_EXERCISE PROMPT_: Going through the material below, please gather all lines with the word "this" in them.

_SUPPLIED MATERIAL_:
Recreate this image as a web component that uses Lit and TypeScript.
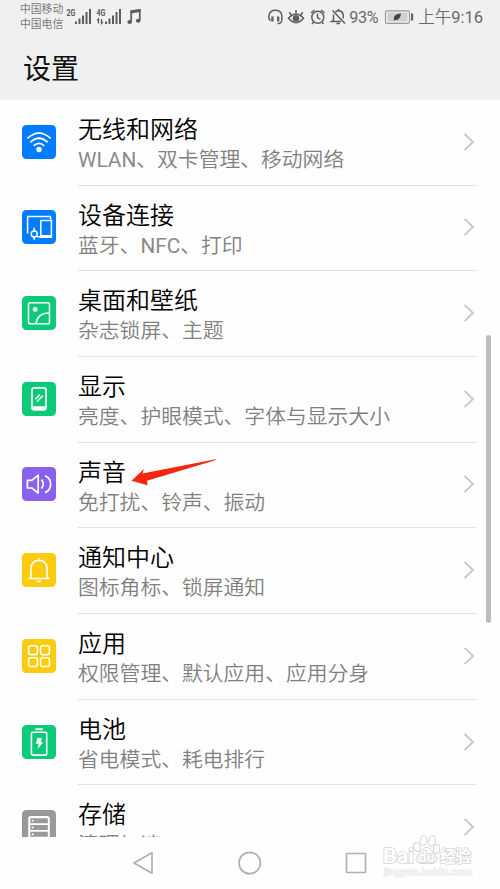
import { LitElement, html, svg, css } from "lit";
import { customElement, property } from "lit/decorators.js";

const glyphs: Record<string, unknown> = {
  wifi: svg`<g fill="none" stroke="#fff" stroke-width="1.7"><path d="M5.3 13.4Q17 2.8 28.7 13.4M8.4 17.3Q17 9.2 25.6 17.3M11.7 20.8Q17 15.8 22.3 20.8"/></g><circle cx="17" cy="24.5" r="2.7" fill="#fff"/>`,
  devices: svg`<g fill="none" stroke="#fff" stroke-width="1.5"><path d="M5.6 23.5V6.5H28.5V9.3M15 26.8H18M18.8 10.5H29.4V27H18.8Z"/><circle cx="12.2" cy="24" r="3"/><path d="M12.2 17.8V21M12.2 27V30"/></g><path d="M18.5 25h11v3h-11z" fill="#fff"/>`,
  picture: svg`<g fill="none" stroke="#fff" stroke-width="1.5"><rect x="6.5" y="6.7" width="21" height="21" rx="1.8"/><path d="M14 27.5C15 20.5 20 17 27.3 17"/></g><circle cx="13.2" cy="13.4" r="2.4" fill="#fff"/>`,
  display: svg`<rect x="10" y="5.9" width="14" height="22" rx="2.3" fill="none" stroke="#fff" stroke-width="1.7"/><path d="M10 24.3h14v2.4q0 1.4-1.5 1.4h-11Q10 28.1 10 26.7z" fill="#fff"/><path d="M13.3 17.3L18 12.6M14.8 19.7L20.8 13.8" stroke="#fff" stroke-width="1.5"/>`,
  sound: svg`<g fill="none" stroke="#fff" stroke-width="1.7" stroke-linejoin="round"><path d="M5.4 13.3H9.8L16.2 8.2V26L9.8 21H5.4Z"/><path d="M19.5 12.6Q23 17 19.5 21.5M23 8.8C30.5 12 30.5 22.3 23 25.6"/></g>`,
  bell: svg`<g fill="none" stroke="#fff" stroke-width="1.6" stroke-linecap="round"><path d="M7 25.5H27M8.9 25V15.5C8.9 4.6 25.1 4.6 25.1 15.5V25M17 7V5.7"/></g><path d="M14.4 27.5h5.2q-.5 2-2.6 2t-2.6-2z" fill="#fff"/>`,
  apps: svg`<g fill="none" stroke="#fff" stroke-width="1.6"><rect x="6.6" y="6.8" width="8.8" height="8.8" rx="2"/><rect x="18.6" y="6.8" width="8.8" height="8.8" rx="2"/><rect x="6.6" y="18.7" width="8.8" height="8.8" rx="2"/><rect x="18.6" y="18.7" width="8.8" height="8.8" rx="2"/></g>`,
  battery: svg`<path d="M13.5 3.2h7v2h-7z" fill="#fff"/><rect x="9.4" y="7.3" width="15.3" height="22.8" rx="1.5" fill="none" stroke="#fff" stroke-width="1.6"/><path d="M15.3 13h4.7l-1.3 4.2h2.4L15.6 24l1-5.3h-2.8z" fill="#fff"/>`,
  storage: svg`<path d="M6.2 34V8.5Q6.2 6 8.7 6H25.3Q27.8 6 27.8 8.5V34z" fill="#fff"/><g fill="#999"><path d="M8.3 8.3h17.5v5H8.3zM8.3 15h17.5v5H8.3zM8.3 21.7h17.5v5H8.3zM8.3 28.4h17.5v4H8.3z"/></g><g fill="#fff"><circle cx="10.7" cy="10.8" r="1"/><circle cx="10.7" cy="17.5" r="1"/><circle cx="10.7" cy="24.2" r="1"/></g>`,
};

const items = [
  ["wifi", "#007dff", "无线和网络", "WLAN、双卡管理、移动网络"],
  ["devices", "#007dff", "设备连接", "蓝牙、NFC、打印"],
  ["picture", "#0bcb79", "桌面和壁纸", "杂志锁屏、主题"],
  ["display", "#0bcb79", "显示", "亮度、护眼模式、字体与显示大小"],
  ["sound", "#8961ec", "声音", "免打扰、铃声、振动"],
  ["bell", "#fccb0e", "通知中心", "图标角标、锁屏通知"],
  ["apps", "#fccb0e", "应用", "权限管理、默认应用、应用分身"],
  ["battery", "#0bcb79", "电池", "省电模式、耗电排行"],
  ["storage", "#999999", "存储", "清理加速"],
];

@customElement("settings-row")
class SettingsRow extends LitElement {
  @property() icon = "";
  @property() color = "";
  @property() heading = "";
  @property() detail = "";

  static styles = css`
    :host { display: flex; flex: none; box-sizing: border-box; height: 85.7px; padding-left: 22px; }
    .icon { flex: none; width: 34px; height: 34px; margin-top: 24.8px; }
    .body { flex: 1; display: flex; box-sizing: border-box; margin: 0 23px 0 22px; border-bottom: 1px solid #e3e3e3; }
    .text { flex: 1; padding-top: 15px; white-space: nowrap; }
    .heading { font-size: 24px; line-height: 30px; color: #000; font-weight: 350; }
    .detail { font-size: 20.8px; line-height: 31.4px; color: #808080; font-weight: 350; }
    .latin { font-weight: 400; color: #8a8a8a; }
    .chevron { flex: none; width: 12px; height: 20px; margin: 31.8px 2px 0 0; }
  `;

  render() {
    return html`
      <svg class="icon" viewBox="0 0 34 34">
        <rect width="34" height="34" rx="4.5" fill=${this.color} />
        ${glyphs[this.icon]}
      </svg>
      <div class="body">
        <div class="text">
          <div class="heading">${this.heading}</div>
          <div class="detail">${this.detail.split(/([A-Z]+)/).map((part) => /[A-Z]/.test(part) ? html`<span class="latin">${part}</span>` : part)}</div>
        </div>
        <svg class="chevron" viewBox="0 0 12 20"><path d="M1.5 1.8L10 10L1.5 18.2" fill="none" stroke="#c6c6c6" stroke-width="1.8" /></svg>
      </div>
    `;
  }
}

@customElement("status-bar")
class StatusBar extends LitElement {
  static styles = css`
    :host { display: flex; height: 34px; color: #6a6a6a; }
    .carriers { margin: 2px 0 0 20px; width: 46px; font-size: 10.8px; line-height: 15px; color: #7a7a7a; white-space: nowrap; }
    .left { width: 78px; height: 34px; }
    .right { display: flex; margin-left: auto; padding-right: 17px; }
    .icons { width: 80px; height: 34px; }
    .batt { width: 30px; height: 34px; margin: 0 4px; }
    .txt { line-height: 35px; font-size: 16.5px; white-space: nowrap; }
    .cjk { font-weight: 350; }
    .pct { width: 31px; margin-left: 2px; font-size: 16.2px; letter-spacing: -0.3px; }
    .net { font: bold 9.5px Roboto, sans-serif; }
  `;

  render() {
    return html`
      <div class="carriers"><div>中国移动</div><div>中国电信</div></div>
      <svg class="left" viewBox="66 0 78 34" fill="#5c5c5c">
        <text class="net" x="66.5" y="16" textLength="9" lengthAdjust="spacingAndGlyphs">2G</text>
        <text class="net" x="96.5" y="16" textLength="9" lengthAdjust="spacingAndGlyphs">4G</text>
        <path d="M75 21.5h2V24h-2zM78.5 18.5h2V24h-2zM82 15.5h2V24h-2zM85.5 12h2V24h-2zM89 9h2V24h-2zM105 21.5h2V24h-2zM108.5 18.5h2V24h-2zM112 15.5h2V24h-2zM115.5 12h2V24h-2zM119 9h2V24h-2z" />
        <path d="M98.5 23.5V19L97 20.5M101.5 19V23.5L103 22" fill="none" stroke="#5c5c5c" stroke-width="1.3" />
        <path d="M131.2 21.5V11.3L139.8 10V20.3" fill="none" stroke="#5c5c5c" stroke-width="1.7" />
        <path d="M130.5 10.5l10-1.5v3l-10 1.5z" />
        <ellipse cx="129.7" cy="22" rx="2.3" ry="2" /><ellipse cx="138.2" cy="20.8" rx="2.3" ry="2" />
      </svg>
      <div class="right">
        <svg class="icons" viewBox="268 0 80 34" fill="none" stroke="#5e5e5e" stroke-width="1.5">
          <path d="M271.5 20.5C269.5 19.5 269.6 16.5 270 15.5C271 8.5 282 8.5 282.8 15.5V20Q282.5 23.5 278.5 23.8" />
          <path d="M273.4 16.5V21.5M279.2 16.5V21.5" stroke-width="2.3" />
          <path d="M289.5 18.3Q297 9.5 304.5 18.3Q297 27 289.5 18.3ZM290.3 12.3L292.3 15M297 10V13M303.7 12.3L301.7 15" />
          <circle cx="297" cy="18.3" r="2.6" fill="#5e5e5e" />
          <circle cx="318.8" cy="17.3" r="6" /><path d="M318.5 13.5V17.5L321.5 19.5M312 13L315.5 10M322 10L325.5 13M314.5 22L313 24M323 22L324.5 24" />
          <path d="M333.5 10.5L346 23.5M334.5 14.5V20.5L332.8 21.5H342M336.5 12C339 9.5 344.2 10.5 344.2 15.5V18.5M339.5 9V11M337.5 23.5H341" />
        </svg>
        <div class="txt pct">93%</div>
        <svg class="batt" viewBox="384 0 30 34">
          <rect x="385.5" y="10.8" width="24" height="12.5" rx="1.5" fill="#f3f3f3" stroke="#999" stroke-width="1.2" />
          <path d="M387.5 12.5h20v9h-20z" fill="#cfcfcf" />
          <path d="M411 13.5h2.2v7H411z" fill="#666" />
          <path d="M401 13.5Q393 14 394 19.5L393.2 20.8L394.5 20.3Q400.5 20.3 401 13.5Z" fill="#444" />
        </svg>
        <div class="txt"><span class="cjk">上午</span>9:16</div>
      </div>
    `;
  }
}

@customElement("app-root")
class AppRoot extends LitElement {
  static styles = css`
    :host { position: relative; display: flex; flex-direction: column; width: 500px; height: 889px; overflow: hidden; background: #fefefe; font-family: Roboto, "Noto Sans CJK SC", sans-serif; }
    header { flex: none; height: 99.9px; background: #f0f0f0; }
    h1 { margin: 16px 0 0 23px; font-size: 28px; line-height: 40px; font-weight: 400; color: #111; }
    main { display: flex; flex-direction: column; flex: none; height: 736.9px; overflow: hidden; }
    nav { display: flex; flex: 1; align-items: center; }
    .navicons { width: 500px; height: 52px; }
    .thumb { position: absolute; right: 9px; top: 335px; width: 5px; height: 288px; border-radius: 3px; background: #bdbdbd; }
    .arrow { position: absolute; left: 130px; top: 456px; width: 90px; height: 32px; }
    .mark { position: absolute; left: 380px; top: 830px; width: 100px; height: 52px; }
    .mark text { paint-order: stroke; stroke: #d6d6d6; stroke-width: 1.6px; fill: #fff; font-weight: 700; }
    .mark .site { stroke: #e2e2e2; stroke-width: 1px; font-weight: 400; fill: #fafafa; }
  `;

  render() {
    return html`
      <header>
        <status-bar></status-bar>
        <h1>设置</h1>
      </header>
      <main>
        ${items.map(([icon, color, heading, detail]) => html`
          <settings-row .icon=${icon} .color=${color} .heading=${heading} .detail=${detail}></settings-row>
        `)}
      </main>
      <nav>
        <svg class="navicons" viewBox="0 837 500 52" fill="none" stroke="#b0b0b0" stroke-width="1.7" stroke-linejoin="round">
          <path d="M152 852.7V873.3L134 863Z" />
          <circle cx="249.7" cy="863" r="10.7" />
          <rect x="346.5" y="853.5" width="19" height="19" rx=".8" />
        </svg>
      </nav>
      <div class="thumb"></div>
      <svg class="arrow" viewBox="130 456 90 32">
        <path d="M131.5 480.8L144 469L142.5 473.5L215.5 459.2L216 460L147 480.8L147.5 485.2Z" fill="#f5260f" />
      </svg>
      <svg class="mark" viewBox="380 830 100 52">
        <text x="383" y="863" font-size="20" textLength="31" lengthAdjust="spacingAndGlyphs">Bai</text>
        <g fill="#fff" stroke="#d2d2d2" stroke-width="1">
          <ellipse cx="417" cy="847" rx="3.3" ry="4.5" transform="rotate(-20 417 847)" />
          <ellipse cx="423.5" cy="840.5" rx="3.5" ry="5" />
          <ellipse cx="432" cy="841" rx="3.5" ry="5" transform="rotate(12 432 841)" />
          <ellipse cx="436.5" cy="849" rx="3.2" ry="4.5" transform="rotate(10 436.5 849)" />
          <path d="M426.5 847.5C431 847.5 432 852 435 855C440 861 435 864.5 426.5 863.5C418 864.5 413 861 418 855C421 852 422 847.5 426.5 847.5Z" />
        </g>
        <text x="418.5" y="861.5" font-size="14" textLength="16" lengthAdjust="spacingAndGlyphs">du</text>
        <text x="440" y="862" font-size="16" textLength="31" lengthAdjust="spacingAndGlyphs">经验</text>
        <text class="site" x="384" y="875" font-size="9.5" textLength="88" lengthAdjust="spacingAndGlyphs">jingyan.baidu.com</text>
      </svg>
    `;
  }
}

_ANSWER BELOW_:
Recreate this image as a web component that uses Lit and TypeScript.
        <rect width="34" height="34" rx="4.5" fill=${this.color} />
        ${glyphs[this.icon]}
          <div class="heading">${this.heading}</div>
          <div class="detail">${this.detail.split(/([A-Z]+)/).map((part) => /[A-Z]/.test(part) ? html`<span class="latin">${part}</span>` : part)}</div>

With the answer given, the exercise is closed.